[Source excerpt]
☆ ☆ ☆ ☆ ☆

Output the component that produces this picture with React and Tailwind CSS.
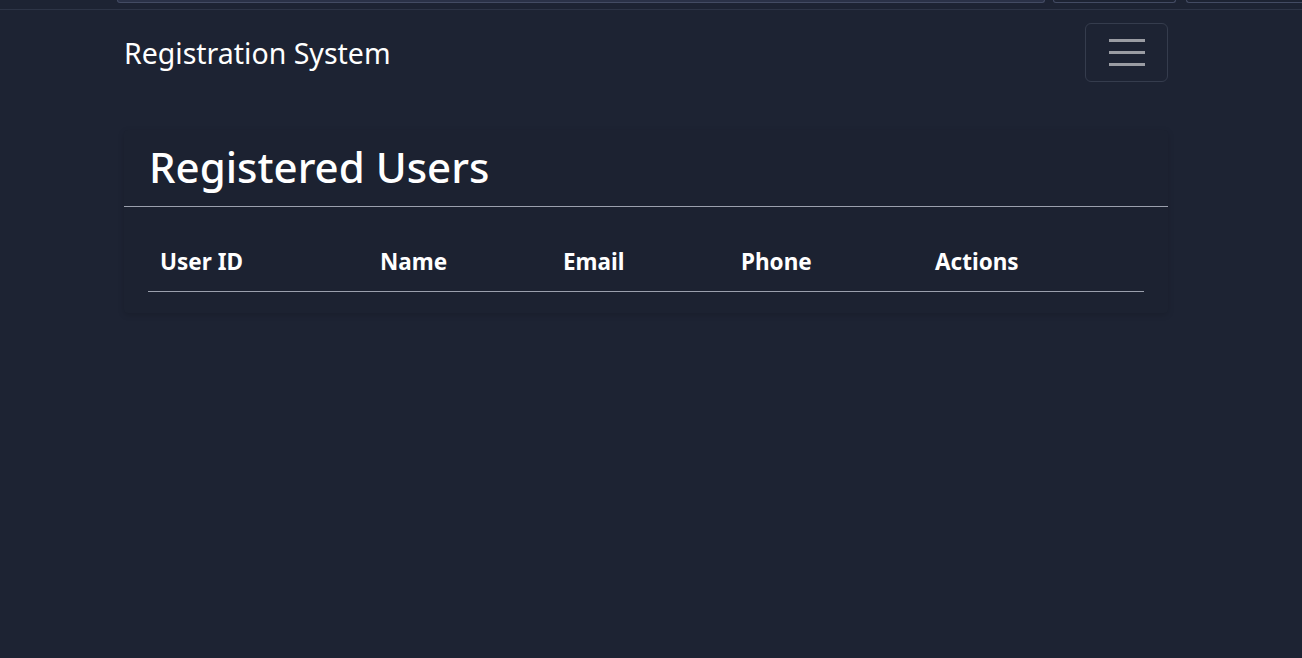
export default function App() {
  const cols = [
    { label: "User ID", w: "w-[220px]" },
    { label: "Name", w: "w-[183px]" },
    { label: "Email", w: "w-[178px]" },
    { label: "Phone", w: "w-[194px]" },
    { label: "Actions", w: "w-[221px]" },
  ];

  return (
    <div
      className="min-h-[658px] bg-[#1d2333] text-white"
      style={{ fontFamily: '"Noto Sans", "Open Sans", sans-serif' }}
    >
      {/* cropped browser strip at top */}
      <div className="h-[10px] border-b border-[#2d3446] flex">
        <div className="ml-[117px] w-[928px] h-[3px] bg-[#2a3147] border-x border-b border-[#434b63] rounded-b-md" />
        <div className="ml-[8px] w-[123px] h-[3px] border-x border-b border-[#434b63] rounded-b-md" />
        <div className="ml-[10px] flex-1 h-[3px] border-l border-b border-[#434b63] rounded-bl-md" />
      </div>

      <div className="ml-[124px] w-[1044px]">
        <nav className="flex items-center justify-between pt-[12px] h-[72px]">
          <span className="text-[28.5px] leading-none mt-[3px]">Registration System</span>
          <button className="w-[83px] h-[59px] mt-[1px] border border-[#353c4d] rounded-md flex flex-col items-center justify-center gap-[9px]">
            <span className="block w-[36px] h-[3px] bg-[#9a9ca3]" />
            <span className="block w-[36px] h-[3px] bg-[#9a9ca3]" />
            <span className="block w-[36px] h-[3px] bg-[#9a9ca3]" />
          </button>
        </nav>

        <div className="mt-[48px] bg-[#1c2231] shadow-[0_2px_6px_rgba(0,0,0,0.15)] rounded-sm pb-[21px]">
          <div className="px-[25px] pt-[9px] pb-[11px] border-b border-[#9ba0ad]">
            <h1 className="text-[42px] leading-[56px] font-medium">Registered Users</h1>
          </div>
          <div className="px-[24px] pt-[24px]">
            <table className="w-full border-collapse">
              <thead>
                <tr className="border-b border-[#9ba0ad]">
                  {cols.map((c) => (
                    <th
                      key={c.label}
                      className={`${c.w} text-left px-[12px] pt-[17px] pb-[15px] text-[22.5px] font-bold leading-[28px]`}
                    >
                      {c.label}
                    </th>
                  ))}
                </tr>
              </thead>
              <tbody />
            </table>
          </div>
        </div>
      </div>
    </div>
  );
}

☆ ☆ ☆ ☆ ☆

[Task brief] Retype each line of the listing above word for word. Exclude the pictures.

[Exercise output]
Output the component that produces this picture with React and Tailwind CSS.
export default function App() {
  const cols = [
    { label: "User ID", w: "w-[220px]" },
    { label: "Name", w: "w-[183px]" },
    { label: "Email", w: "w-[178px]" },
    { label: "Phone", w: "w-[194px]" },
    { label: "Actions", w: "w-[221px]" },
  ];

  return (
    <div
      className="min-h-[658px] bg-[#1d2333] text-white"
      style={{ fontFamily: '"Noto Sans", "Open Sans", sans-serif' }}
    >
      {/* cropped browser strip at top */}
      <div className="h-[10px] border-b border-[#2d3446] flex">
        <div className="ml-[117px] w-[928px] h-[3px] bg-[#2a3147] border-x border-b border-[#434b63] rounded-b-md" />
        <div className="ml-[8px] w-[123px] h-[3px] border-x border-b border-[#434b63] rounded-b-md" />
        <div className="ml-[10px] flex-1 h-[3px] border-l border-b border-[#434b63] rounded-bl-md" />
      </div>

      <div className="ml-[124px] w-[1044px]">
        <nav className="flex items-center justify-between pt-[12px] h-[72px]">
          <span className="text-[28.5px] leading-none mt-[3px]">Registration System</span>
          <button className="w-[83px] h-[59px] mt-[1px] border border-[#353c4d] rounded-md flex flex-col items-center justify-center gap-[9px]">
            <span className="block w-[36px] h-[3px] bg-[#9a9ca3]" />
            <span className="block w-[36px] h-[3px] bg-[#9a9ca3]" />
            <span className="block w-[36px] h-[3px] bg-[#9a9ca3]" />
          </button>
        </nav>

        <div className="mt-[48px] bg-[#1c2231] shadow-[0_2px_6px_rgba(0,0,0,0.15)] rounded-sm pb-[21px]">
          <div className="px-[25px] pt-[9px] pb-[11px] border-b border-[#9ba0ad]">
            <h1 className="text-[42px] leading-[56px] font-medium">Registered Users</h1>
          </div>
          <div className="px-[24px] pt-[24px]">
            <table className="w-full border-collapse">
              <thead>
                <tr className="border-b border-[#9ba0ad]">
                  {cols.map((c) => (
                    <th
                      key={c.label}
                      className={`${c.w} text-left px-[12px] pt-[17px] pb-[15px] text-[22.5px] font-bold leading-[28px]`}
                    >
                      {c.label}
                    </th>
                  ))}
                </tr>
              </thead>
              <tbody />
            </table>
          </div>
        </div>
      </div>
    </div>
  );
}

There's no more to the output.